Sweden and Finland’s Membership Cannot Be Prevented

Candar defines the membership bids of Sweden and Finland as a “historic step.” He states that with Russia’s renewed invasion of Ukraine on February 24, President Vladimir Putin made the gravest military mistake of the 21st century. This mistake, Candar adds, turned the Baltic Sea into a NATO sea. The Russian President also “caused the conception of a new European Security Architecture and revitalized the Euro-Atlantic System.” Candar observes that this, in turn, brought the recalibration of NATO’s mission and role.

“Keeping all this in mind,” He asks, “does Turkey have the strength to prevent such a historic development? Could it prevent this massive development by uttering words like PKK, PYD/YPG, and FETO and emphasizing the threat they pose to its security?”

“Anyone with a sound mind can guess the correct answer to that.” He replies to his rhetorical question.

According to Candar, President Erdogan’s remarks about how Sweden and Finland are not members yet and how their membership is in the hands of the Grand National Assembly of Turkey (GNAT) hold “little to no actual value.” He does not mince words when it comes to Ankara’s supposed veto power over Sweden and Finland, saying “Let us be realistic. You can’t hold NATO, a major Western collective defense system, hostage with a 29-against-1, even a 31-against-1 minority (counting Sweden and Finland).”

Candar states that through the Madrid Summit Declaration, NATO sends the message that the memberships of Sweden and Finland “will not be left to the discretion of a seemingly “dealbreaker” state or leader.” He references to article 18 of the Declaration which states:

Today, we have decided to invite Finland and Sweden to become members of NATO, and agreed to sign the Accession Protocols. The accession of Finland and Sweden will make them safer, NATO stronger, and the Euro-Atlantic area more secure. The security of Finland and Sweden is of direct importance to the Alliance, including during the accession process.

Candar also explains in great detail how the “Trilateral Memorandum” signed between Turkey, Sweden, and Finland is in fact merely of symbolic importance. He refutes Erdogan’s claim that “PYD/YPG and FETO are listed in NATO documents as terrorist organizations.” Candar emphasizes that the Trilateral Document is not actually a “NATO document.” The memorandum was signed by a member state and two non-member states a day before the Madrid Summit. Secretary-General Jens Stoltenberg, who participated in the negotiations that led to the memorandum, did not sign the document. Candar says:

This can only be seen as a reference with diplomatically vague phrases like “legitimate security concerns” and “…properly addressed.” It should be considered as a compulsory payment for Turkey’s removal of its veto barring Sweden and Finland’s accession to NATO. Almost like a “you must lose a fly to catch a trout” kind of situation.

He also reminds that the Trilateral Memorandum does not classify PYD/YPG or the Gulenists as terrorists.
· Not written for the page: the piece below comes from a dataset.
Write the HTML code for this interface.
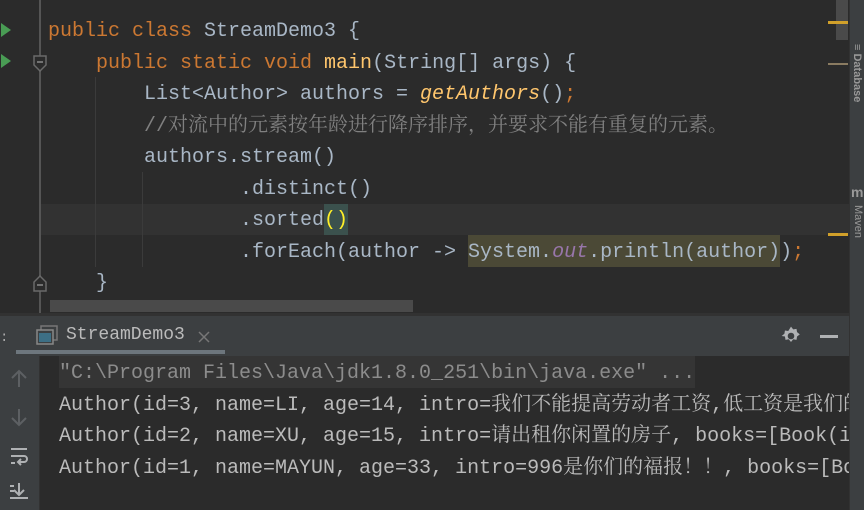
<!DOCTYPE html>
<html><head><meta charset="utf-8"><style>
body{margin:0;width:864px;height:510px;overflow:hidden;background:#2b2b2b;position:relative;font-family:"Liberation Mono",monospace;}
.abs{position:absolute}
.ln{position:absolute;left:0;height:31px;line-height:31px;font-size:20px;color:#a9b7c6;white-space:pre;}
.k{color:#cc7832}.m{color:#ffc66d}.i{font-style:italic}.c{color:#808080;font-family:"Liberation Mono","Noto Serif CJK SC",monospace}
.p{color:#9876aa;font-style:italic}
.cl{position:absolute;left:59px;height:31px;line-height:31px;font-size:20px;color:#bbbbbb;white-space:pre;font-family:"Liberation Mono","Noto Serif CJK SC",monospace}
</style></head><body>
<div class="abs" style="left:39px;top:0;width:2px;height:313px;background:#555"></div>
<div class="abs" style="left:41px;top:204px;width:808px;height:31px;background:#323232"></div>
<div class="abs" style="left:95px;top:77px;width:1px;height:190px;background:#3b3b3b"></div>
<div class="abs" style="left:142px;top:172px;width:1px;height:95px;background:#3b3b3b"></div>
<svg class="abs" style="left:0;top:20px" width="12" height="60"><polygon points="1,3 11,10 1,17" fill="#499c54"/><polygon points="1,34 11,41 1,48" fill="#499c54"/></svg>
<svg class="abs" style="left:32px;top:54px" width="16" height="20"><path d="M2,2H14V11L8,17L2,11Z" fill="#2b2b2b" stroke="#6a6a6a" stroke-width="1.5"/><path d="M5,8H11" stroke="#8a8a8a" stroke-width="1.5"/></svg>
<svg class="abs" style="left:32px;top:273px" width="16" height="20"><path d="M2,18H14V9L8,3L2,9Z" fill="#2b2b2b" stroke="#6a6a6a" stroke-width="1.5"/><path d="M5,12H11" stroke="#8a8a8a" stroke-width="1.5"/></svg>
<div class="abs" style="left:468px;top:235px;width:312px;height:32px;background:#4b4936"></div>
<div class="abs" style="left:324px;top:204px;width:24px;height:31px;background:#3b514d"></div>
<div class="ln" style="top:16px;left:48px"><span class="k">public class </span>StreamDemo3 {</div>
<div class="ln" style="top:48px;left:96px"><span class="k">public static void </span><span class="m">main</span>(String[] args) {</div>
<div class="ln" style="top:79px;left:144px">List&lt;Author&gt; authors = <span class="m i">getAuthors</span>()<span class="k">;</span></div>
<div class="ln c" style="top:111px;left:144px">//对流中的元素按年龄进行降序排序，并要求不能有重复的元素。</div>
<div class="ln" style="top:142px;left:144px">authors.stream()</div>
<div class="ln" style="top:174px;left:240px">.distinct()</div>
<div class="ln" style="top:205px;left:240px">.sorted<span style="color:#ffef28">()</span></div>
<div class="ln" style="top:237px;left:240px">.forEach(author -&gt; System.<span class="p">out</span>.println(author))<span class="k">;</span></div>
<div class="ln" style="top:268px;left:96px">}</div>
<div class="abs" style="left:50px;top:300px;width:363px;height:12px;background:#4a4a4a"></div>
<div class="abs" style="left:836px;top:0;width:12px;height:40px;background:#4a4a4a"></div>
<div class="abs" style="left:828px;top:21px;width:20px;height:3px;background:#d1a02a"></div>
<div class="abs" style="left:828px;top:63px;width:20px;height:2px;background:#8a7b61"></div>
<div class="abs" style="left:828px;top:233px;width:20px;height:3px;background:#d1a02a"></div>
<div class="abs" style="left:849px;top:0;width:15px;height:510px;background:#3c3f41;border-left:1px solid #323232"></div>
<div class="abs" style="left:851px;top:44px;font:bold 11px 'Liberation Sans';color:#999;writing-mode:vertical-rl">≡ Database</div>
<div class="abs" style="left:851px;top:184px;font:bold 14px 'Liberation Sans';color:#999">m</div>
<div class="abs" style="left:852px;top:205px;font:11px 'Liberation Sans';color:#999;writing-mode:vertical-rl">Maven</div>
<div class="abs" style="left:0;top:313px;width:849px;height:3px;background:#323232"></div>
<div class="abs" style="left:0;top:316px;width:849px;height:40px;background:#3c3f41"></div>
<div class="abs" style="left:0;top:330px;color:#aaa;font-size:14px">:</div>
<svg class="abs" style="left:36px;top:325px" width="24" height="24"><rect x="5" y="1" width="16" height="14" fill="none" stroke="#777" stroke-width="1.5"/><rect x="1" y="5" width="16" height="14" fill="#3c3f41" stroke="#888" stroke-width="1.5"/><rect x="3" y="8" width="12" height="9" fill="#3d6f85"/></svg>
<div class="abs" style="left:66px;top:325px;font-size:18px;color:#bbb">StreamDemo3</div>
<svg class="abs" style="left:197px;top:330px" width="14" height="14"><path d="M2,2L12,12M12,2L2,12" stroke="#777" stroke-width="1.5"/></svg>
<div class="abs" style="left:16px;top:350px;width:209px;height:4px;background:#6d767d"></div>
<svg class="abs" style="left:780px;top:325px" width="22" height="22" viewBox="0 0 20 20"><path d="M10,1.5l2,2.5 3-.5.5 3 2.5 2-2.5 2-.5 3-3-.5-2 2.5-2-2.5-3 .5-.5-3L1.5,10 4 8l.5-3 3 .5Z" fill="#afb1b3"/><circle cx="10" cy="10" r="3" fill="#3c3f41"/></svg>
<div class="abs" style="left:820px;top:335px;width:18px;height:3px;background:#afb1b3"></div>
<div class="abs" style="left:0;top:356px;width:39px;height:154px;background:#3c3f41;border-right:1px solid #323232"></div>
<svg class="abs" style="left:8px;top:368px" width="22" height="140"><path d="M11,3V19M4,10L11,3L18,10" fill="none" stroke="#5d6063" stroke-width="2"/><path d="M11,41V57M4,50L11,57L18,50" fill="none" stroke="#5d6063" stroke-width="2"/><path d="M3,81H19M3,88H16a3,3 0 0 1 0,6H11M13,91L10,94L13,97M3,95H7" fill="none" stroke="#afb1b3" stroke-width="2"/><path d="M11,115V127M6,122L11,127L16,122M2,118H6M2,123H6M2,130H20" fill="none" stroke="#afb1b3" stroke-width="2"/></svg>
<div class="abs" style="left:59px;top:356px;width:636px;height:32px;background:#353535"></div>
<div class="cl" style="top:358px;color:#8c8c8c">"C:\Program Files\Java\jdk1.8.0_251\bin\java.exe" ...</div>
<div class="abs" style="left:40px;top:388px;width:809px;height:122px;overflow:hidden">
<div class="cl" style="top:2px;left:19px">Author(id=3, name=LI, age=14, intro=我们不能提高劳动者工资,低工资是我们的优势</div>
<div class="cl" style="top:33px;left:19px">Author(id=2, name=XU, age=15, intro=请出租你闲置的房子, books=[Book(id=3</div>
<div class="cl" style="top:65px;left:19px">Author(id=1, name=MAYUN, age=33, intro=996是你们的福报！！, books=[Book(id=1</div>
</div>
</body></html>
This description is solely reserved for PKK in the document.

No Extraditions from Sweden to Turkey

Candar also touches on the contentious issue of extraditions from Sweden and Turkey. He reminds that in Sweden only the judiciary has the right to decide on extraditions. This, he claims, renders any possible promises made by the Swedish government obsolete. Candar also states that both the Swedish law and the “European Council Convention on Extradition” prevents the extradition of individuals on military or political charges. So, for someone from Sweden to be extradited to Turkey, their actions must be considered a crime in both Turkey and Sweden. In the event of an individual being a Swedish citizen, extradition is not possible at all.
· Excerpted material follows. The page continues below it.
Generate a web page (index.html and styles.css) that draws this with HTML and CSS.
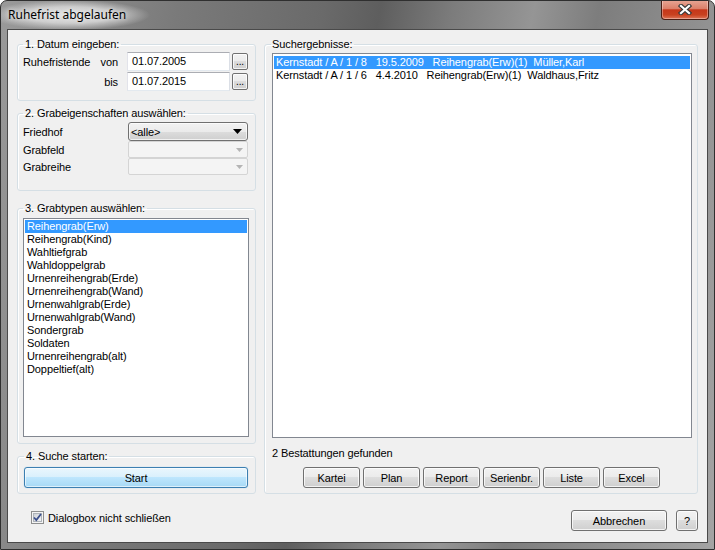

Having stated all these facts, Candar surmises that “neither the speculated 33 people nor the 73 individuals abruptly announced by Erdogan will not be extradited to Turkey.”

The columnist concludes his piece by making a critical observation. “We’re missing the most vital point of it all,” he says, “Turkey has failed to choose to act as a western country at a crucial and historic turning point.”